## Exercise
Each line containing the word "styles" must be reported.

## Raw data

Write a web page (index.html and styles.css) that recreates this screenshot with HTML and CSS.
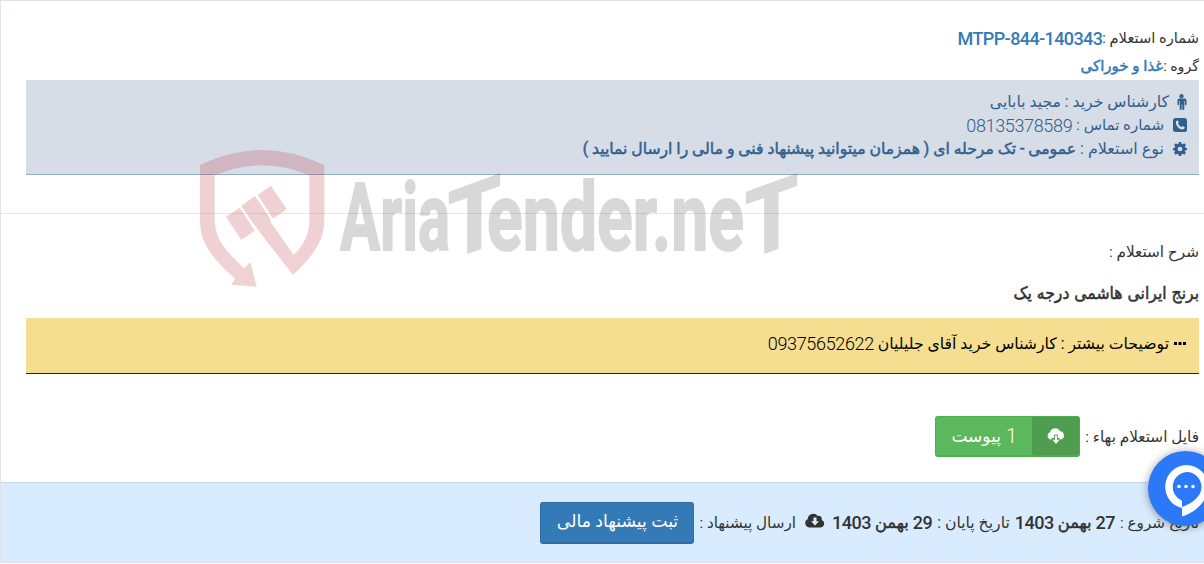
FILE: index.html
```html
<!DOCTYPE html>
<html lang="fa" dir="rtl">
<head>
    <meta charset="UTF-8">
    <meta name="viewport" content="width=device-width, initial-scale=1.0">
    <title>استعلام بهاء</title>
    <link rel="stylesheet" href="styles.css">
</head>
<body>
    <div class="tender">
        <div class="tender-head">
            <div class="line"><span class="label l-num">شماره استعلام :</span><b class="code">MTPP-844-140343</b></div>
            <div class="line line-group"><span class="label">گروه :</span><b class="group">غذا و خوراکی</b></div>
            <div class="info">
                <div class="info-line">
                    <svg width="11" height="16" viewBox="2.500 0 11 16"><circle cx="8" cy="2.200" r="2.100"/><path d="M4.600 4.600h6.800q1.600 0 1.600 1.600v4.200q0 .8-.8.8t-.8-.8V7h-.6v8q0 1-1 1t-1-1v-4.500h-.6V15q0 1-1 1t-1-1V7h-.6v3.400q0 .8-.8.8t-.8-.8V6.200q0-1.600 1.600-1.600z"/></svg>
                    <span class="i-name">کارشناس خرید : مجید بابایی</span>
                </div>
                <div class="info-line wide-icon">
                    <svg width="14" height="14" viewBox="0 0 14 14"><rect width="14" height="14" rx="2.500"/><path class="cut" d="M4.700 2.300L3 3.200C2.300 5 3.300 7.400 5 9.200s4.200 2.900 6 1.900l.9-1.800-2.200-1.300-1.100 1.100C7 8.400 5.700 7 5 5.500l1-1z"/></svg>
                    <span class="i-tel">شماره تماس :</span><span class="num">08135378589</span>
                </div>
                <div class="info-line wide-icon">
                    <svg width="14" height="14" viewBox="0 0 16 16"><path fill-rule="evenodd" d="M6.600 0h2.800l.4 2.200 1.300.5 1.800-1.300 2 2-1.300 1.800.5 1.300 2 .4v2.300l-2.100.4-.5 1.300 1.300 1.800-2 2-1.800-1.300-1.300.5-.4 2.100H6.600l-.4-2.100-1.300-.5-1.800 1.300-2-2 1.300-1.800-.5-1.300L0 9.300V6.900l2-.4.5-1.300-1.300-1.800 2-2L5 2.700l1.300-.5zM8 5.300a2.700 2.700 0 1 0 0 5.400 2.700 2.700 0 0 0 0-5.400z"/></svg>
                    <span class="i-type">نوع استعلام :</span><b class="i-desc">عمومی - تک مرحله ای ( همزمان میتوانید پیشنهاد فنی و مالی را ارسال نمایید )</b>
                </div>
            </div>
        </div>

        <div class="tender-body">
            <div class="line"><span class="label l-about">شرح استعلام :</span></div>
            <h4>برنج ایرانی هاشمی درجه یک</h4>
            <div class="note">
                <svg width="14" height="5" viewBox="0 0 14 5"><path d="M1 1h3v3H1zM5.500 1h3v3h-3zM10 1h3v3h-3z"/></svg>
                <span class="n-text">توضیحات بیشتر : کارشناس خرید آقای جلیلیان</span><span class="num">09375652622</span>
            </div>
            <div class="files">
                <span class="label l-file">فایل استعلام بهاء :</span>
                <a class="btn btn-success">
                    <span class="btn-icon"><svg width="18" height="17" viewBox="0 0 18 17"><path d="M4.500 11.500H4A3.800 3.800 0 0 1 3 4.200 5.300 5.300 0 0 1 13 3.300 4.200 4.200 0 0 1 14 11.500h-1.500V10h-1.700V6.500H7.200V10H4.500z"/><path d="M8 7.500h2v4.200h2.500L9 16l-3.500-4.300H8z"/></svg></span>
                    <span class="btn-text"><span class="one">1</span><span>پیوست</span></span>
                </a>
            </div>
        </div>

        <div class="tender-foot">
            <span class="label">تاریخ شروع :</span>
            <b class="date"><span>27</span><span class="month">بهمن</span><span>1403</span></b>
            <span class="label d-end">تاریخ پایان :</span>
            <b class="date"><span>29</span><span class="month">بهمن</span><span>1403</span></b>
            <svg class="cloud" width="20" height="15" viewBox="0 0 20 15"><path fill-rule="evenodd" d="M4.600 14.500A4.500 4.500 0 0 1 2.700 6 5.600 5.600 0 0 1 12.800 3a3.200 3.200 0 0 1 3.900 4 3.900 3.900 0 0 1-.9 7.500zM8.500 4.500v3.800H6l4 4.200 4-4.200h-2.500V4.500z"/></svg>
            <span class="label">ارسال پیشنهاد :</span>
            <a class="btn btn-primary">ثبت پیشنهاد مالی</a>
        </div>
    </div>

    <svg class="watermark" width="610" height="150" viewBox="195 145 610 150" direction="ltr">
        <g class="shield">
            <path d="M200 165Q262 135 324.300 165V221C324.300 242 311 258 293 275L257.700 229.500L241 206L255 196L270.700 219.500V222L293.500 255C304 245 309.500 234 309.500 219V175.500Q262 155 214.700 175.500V219C214.700 240 227 252 244.300 268.300L250.300 262L256.700 286.700L231 284.700L235.300 279C214 260 200 244 200 221z"/>
            <path d="M226 216.700L239.700 207.700L254.700 230.700L241.300 240zM257.700 194.700L271 186L286.700 209.300L273 218.700z"/>
        </g>
        <g class="brand">
            <text x="340" y="250" textLength="110" lengthAdjust="spacingAndGlyphs">Aria</text>
            <text transform="translate(448 260) skewY(-20)" textLength="53" lengthAdjust="spacingAndGlyphs">T</text>
            <text x="487" y="250" textLength="257" lengthAdjust="spacingAndGlyphs">ender.ne</text>
            <text transform="translate(745 260) skewY(-20)" textLength="53" lengthAdjust="spacingAndGlyphs">T</text>
        </g>
    </svg>

    <div class="chat">
        <svg width="44" height="54" viewBox="0 0 44 54"><path fill-rule="evenodd" d="M22.500 0A21.500 21.500 0 0 1 44 21.500C44 36 32 47 18 51.500V43A21.800 21.800 0 0 1 22.500 0zm0 7A15 15 0 0 0 18 35.800V42c10-3.500 19.500-10.500 19.500-20A15 15 0 0 0 22.500 7z"/><circle cx="15" cy="21.500" r="1.800"/><circle cx="22" cy="21.500" r="1.800"/><circle cx="29" cy="21.500" r="1.800"/></svg>
    </div>
</body>
</html>
```
FILE: styles.css
```css
* {
    box-sizing: border-box;
}

body {
    font-family: Roboto, "DejaVu Sans", sans-serif;
    font-size: 14.2px;
    color: #333;
    background-color: #fff;
    margin: 0;
    height: 564px;
    overflow: hidden;
    position: relative;
}

.tender {
    height: 563px;
    border: 1px solid #dfe2e7;
    border-right: none;
}

.tender-head {
    height: 213px;
    padding: 23px 5px 0 25px;
    border-bottom: 1px solid #e7e7e7;
}

.line {
    display: flex;
    align-items: center;
    height: 28px;
    white-space: nowrap;
}

.line-group {
    height: 27px;
    margin-bottom: 1px;
}

.l-num {
    font-size: 14.7px;
}

.code,
.group {
    color: #337ab7;
}

.code {
    font-size: 18px;
    font-weight: 500;
    letter-spacing: -0.6px;
}

/* the bold weight is too wide for the longer texts */
.group,
.i-desc,
.month,
h4 {
    font-weight: 400;
    -webkit-text-stroke: 0.5px currentColor;
}

.group {
    font-size: 15px;
}

.info {
    height: 95px;
    padding: 10px 12px 0;
    color: #31608f;
    fill: #31608f;
    background-color: #d6dde7;
    border-bottom: 1px solid #93adc4;
}

.info-line {
    display: flex;
    align-items: center;
    gap: 7px;
    height: 23.5px;
    white-space: nowrap;
}

.wide-icon {
    gap: 4px;
}

.wide-icon svg {
    margin-left: 5px;
}

.cut {
    fill: #d6dde7;
}

.i-name,
.n-text {
    font-size: 15.7px;
}

.i-tel {
    font-size: 15px;
}

.i-type {
    font-size: 16px;
}

.i-desc {
    font-size: 15.65px;
}

.num {
    font-size: 18px;
    font-weight: 300;
    letter-spacing: -0.35px;
}

.tender-body {
    height: 268px;
    padding: 24px 5px 0 25px;
}

.l-about,
.l-file {
    font-size: 15.3px;
}

h4 {
    margin: 0;
    height: 52px;
    line-height: 54px;
    font-family: "DejaVu Sans Condensed", "DejaVu Sans", sans-serif;
    font-stretch: condensed;
    font-size: 17.4px;
}

.note {
    display: flex;
    align-items: center;
    gap: 4px;
    height: 56px;
    padding: 0 12px 4px;
    color: #000;
    background-color: #f6de91;
    border-bottom: 1px solid #222;
}

.files {
    display: flex;
    align-items: center;
    gap: 5px;
    margin-top: 42px;
    height: 41px;
}

.btn {
    display: flex;
    align-items: center;
    justify-content: center;
    color: #fff;
    fill: #fff;
    border-radius: 3px;
    white-space: nowrap;
}

.btn-success {
    width: 145px;
    height: 41px;
    background-color: #5cb85c;
    border: 1px solid #4cae4c;
    border-bottom-width: 2px;
    font-size: 17px;
}

.btn-icon {
    display: flex;
    align-items: center;
    justify-content: center;
    width: 47px;
    height: 100%;
    border-radius: 0 0 3px 3px;
    background-color: #4f9e4f;
}

.btn-text {
    display: flex;
    align-items: center;
    justify-content: center;
    gap: 5px;
    flex: 1;
}

.one {
    font-size: 20px;
    font-weight: 300;
}

.tender-foot {
    display: flex;
    align-items: center;
    gap: 5px;
    height: 80px;
    padding-right: 5px;
    font-size: 15.2px;
    white-space: nowrap;
    background-color: #d9ecff;
    border-top: 1px solid #c5d6e8;
}

.d-end {
    font-size: 15.7px;
}

.date {
    display: flex;
    align-items: center;
    gap: 4px;
    font-size: 18px;
    font-weight: 500;
    letter-spacing: -0.5px;
}

.month {
    font-size: 16.3px;
    letter-spacing: 0;
}

.cloud {
    margin: 0 2px 5px 4px;
    fill: #333;
}

.btn-primary {
    width: 154px;
    height: 42px;
    padding-bottom: 2px;
    background-color: #337ab7;
    border: 1px solid #2e6da4;
    border-bottom-width: 2px;
    font-size: 17.3px;
}

.watermark {
    position: absolute;
    left: 195px;
    top: 145px;
    overflow: visible;
}

.shield {
    fill: #b72a34;
    opacity: 0.21;
}

.brand {
    font-family: Roboto, sans-serif;
    font-size: 94px;
    font-weight: 700;
    fill: #000;
    stroke: #000;
    stroke-width: 2px;
    stroke-linejoin: round;
    opacity: 0.15;
}

.chat {
    position: absolute;
    left: 1148px;
    top: 451px;
    width: 75px;
    height: 75px;
    padding: 14px 15px;
    border-radius: 50%;
    background-color: #2b79f8;
    box-shadow: 0 1px 10px rgba(0, 0, 0, 0.4);
    fill: #fff;
}
```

## Solution
Write a web page (index.html and styles.css) that recreates this screenshot with HTML and CSS.
    <link rel="stylesheet" href="styles.css">
FILE: styles.css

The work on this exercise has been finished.